If the “bunch of little countries” you refer to is what is now the EU, you stayed out while half of Europe was overrun and only joined in the war when attacked, more than 2 years later.

Fortunately for us we were far too sensible and open minded than that.

You know, given that the economy in the United States is as robust an economy as can be found, generally speaking, given that we manage to muddle along as the world’s biggest superpower, generally speaking, and given that we don’t appear to be losing either status anytime soon, I wonder what the point to insisting that we are somehow silly/stupid/less enlightened for failing to convert to metric is?

Is the metric system more “rational?” Yes. Does it offer the average person advantages in their life through its use? No. Would it occasion a period of discomfort while we adjusted? Yes (think, for example, of all the recipe conversions that would be needed). Are we going to do it? No time soon.
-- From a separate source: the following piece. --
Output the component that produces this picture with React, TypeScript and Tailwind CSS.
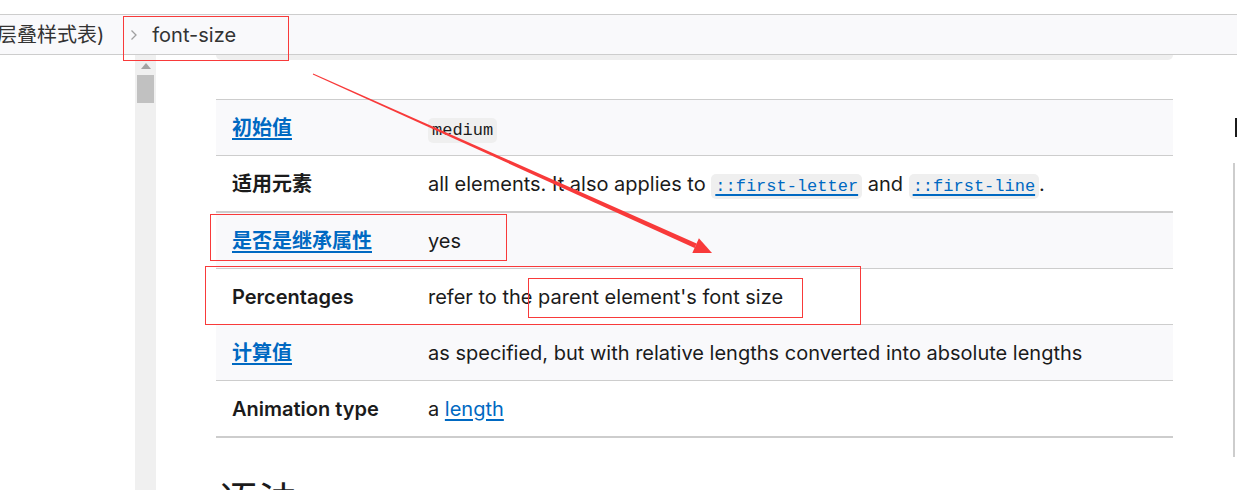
const sans = "font-['Inter','Noto_Sans_CJK_SC',sans-serif]"

function Code({ children, link = false }: { children: React.ReactNode; link?: boolean }) {
  return (
    <code
      className={`font-['Liberation_Mono',monospace] text-[17px] leading-[25px] inline-block rounded-[5px] bg-[#efefef] px-[4px] ${
        link ? 'text-[#0069c2] underline decoration-[1.5px] underline-offset-[3px]' : 'text-[#1b1b1b]'
      }`}
    >
      {children}
    </code>
  )
}

function Link({ children, bold = false }: { children: React.ReactNode; bold?: boolean }) {
  return (
    <a className={`text-[#0069c2] underline decoration-[2px] underline-offset-[3px] ${bold ? 'font-semibold' : ''}`}>
      {children}
    </a>
  )
}

interface RowProps {
  label: React.ReactNode
  value: React.ReactNode
  shade?: boolean
  className: string
}

function Row({ label, value, shade = false, className }: RowProps) {
  return (
    <div className={`flex items-center border-b border-[#cdcdcd] ${shade ? 'bg-[#f9f9fb]' : 'bg-white'} ${className}`}>
      <div className="w-[212px] pl-4 font-semibold">{label}</div>
      <div className="flex-1">{value}</div>
    </div>
  )
}

function Annotations() {
  // tapered red arrow + highlight boxes drawn over the page
  const sx = 313, sy = 74, tx = 712, ty = 253
  const dx = tx - sx, dy = ty - sy
  const len = Math.hypot(dx, dy)
  const ux = dx / len, uy = dy / len
  const px = -uy, py = ux
  const bx = tx - ux * 18, by = ty - uy * 18
  const pt = (x: number, y: number) => `${x.toFixed(1)},${y.toFixed(1)}`
  const shaft = [
    pt(sx + px * 0.5, sy + py * 0.5),
    pt(bx + px * 2.5, by + py * 2.5),
    pt(bx - px * 2.5, by - py * 2.5),
    pt(sx - px * 0.5, sy - py * 0.5),
  ].join(' ')
  const head = [pt(tx, ty), pt(bx + px * 8, by + py * 8), pt(bx - px * 8, by - py * 8)].join(' ')
  return (
    <svg className="absolute inset-0 pointer-events-none" width="1237" height="490">
      <g fill="none" stroke="#f83a3a" strokeWidth="1">
        <rect x="123.5" y="16.5" width="165" height="44" />
        <rect x="210.5" y="214.5" width="296" height="46" />
        <rect x="205.5" y="266.5" width="655" height="58" />
        <rect x="528.5" y="278.5" width="274" height="39" />
      </g>
      <polygon points={shaft} fill="#f83a3a" />
      <polygon points={head} fill="#f83a3a" />
    </svg>
  )
}

export default function App() {
  return (
    <div className={`relative w-[1237px] h-[490px] overflow-hidden bg-white text-[#1b1b1b] text-[20px] flex flex-col ${sans}`}>
      <div className="h-[14px] shrink-0" />

      <div className="h-[41px] shrink-0 flex items-center border-y border-[#cdcdcd] bg-[#f9f9fb] text-[#333]">
        <span className="-ml-[3px] whitespace-nowrap">层叠样式表)</span>
        <svg className="ml-[26px]" width="8" height="12" viewBox="0 0 8 12">
          <polyline points="1.5,1.5 6,6 1.5,10.5" fill="none" stroke="#a0a0a0" strokeWidth="1.3" />
        </svg>
        <span className="ml-[14px]">font-size</span>
      </div>

      <div className="flex flex-1 min-h-0">
        <div className="w-[135px] shrink-0" />

        <div className="w-[21px] shrink-0 bg-[#f0f0f0] flex flex-col items-center">
          <svg className="mt-[8px]" width="10" height="6" viewBox="0 0 10 6">
            <polygon points="5,0 10,6 0,6" fill="#a3a3a3" />
          </svg>
          <div className="mt-[6px] w-[17px] h-[28px] bg-[#c1c1c1]" />
        </div>

        <div className="w-[60px] shrink-0" />

        <div className="w-[957px] shrink-0">
          <div className="h-[5px] rounded-b-[6px] bg-[#efefef]" />

          <div className="mt-[39px] border-t border-[#cdcdcd]">
            <Row shade className="h-[56px]" label={<Link bold>初始值</Link>} value={<Code>medium</Code>} />
            <Row
              className="h-[57px] border-b-2"
              label="适用元素"
              value={
                <span>
                  all elements. It also applies to <Code link>::first-letter</Code> and{' '}
                  <Code link>::first-line</Code>.
                </span>
              }
            />
            <Row shade className="h-[56px]" label={<Link bold>是否是继承属性</Link>} value="yes" />
            <Row className="h-[56px]" label="Percentages" value="refer to the parent element's font size" />
            <Row
              shade
              className="h-[56px]"
              label={<Link bold>计算值</Link>}
              value="as specified, but with relative lengths converted into absolute lengths"
            />
            <Row
              className="h-[57px] border-b-2"
              label="Animation type"
              value={
                <span>
                  a <Link>length</Link>
                </span>
              }
            />
          </div>

          <h2 className="mt-[40px] ml-[2px] text-[40px] leading-[48px] font-normal text-[#1b1b1b]">语法</h2>
        </div>

        <div className="w-[60px] shrink-0" />

        <div className="w-[4px] shrink-0 flex flex-col">
          <div className="mt-[63px] h-[19px] pl-[2px]">
            <div className="w-[2px] h-[19px] bg-[#1b1b1b]" />
          </div>
          <div className="mt-[26px] h-[294px] border-l-2 border-[#cdcdcd]" />
        </div>
      </div>

      <Annotations />
    </div>
  )
}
We’ll eliminate the penny, first. :stuck_out_tongue:

Ah, but the penny is metric, being 1/100 of a dollar. You traditionalists need to eliminate the quarter, and replace it with 20c and 50c coins.

You know, its funny. I was just thinking about the parallels between the US not adopting the metric system, and the US not liking soccer.

Growing up in the US in the 1970s we were told by our teachers that even though our parents and grandparents had never used it we WOULD be using the metric system in our everyday lives by the time we were grownups. We would have to, the rest of the world did and we wouldn’t want to be different, now would we?

And it was right about this time that I first heard about this game called soccer. It was a “new” sport (I know), one that was played all over the world, and even though our parents and grandparents had never played it, it WOULD be one of the most popular sports in America by the time we were grownups. It was in the rest of the world and we wouldn’t want to be different, now would we?
One of my teachers promised us monorails everywhere too, but that’s a different story.

Yeah, and just look how North Haverbrook turned out!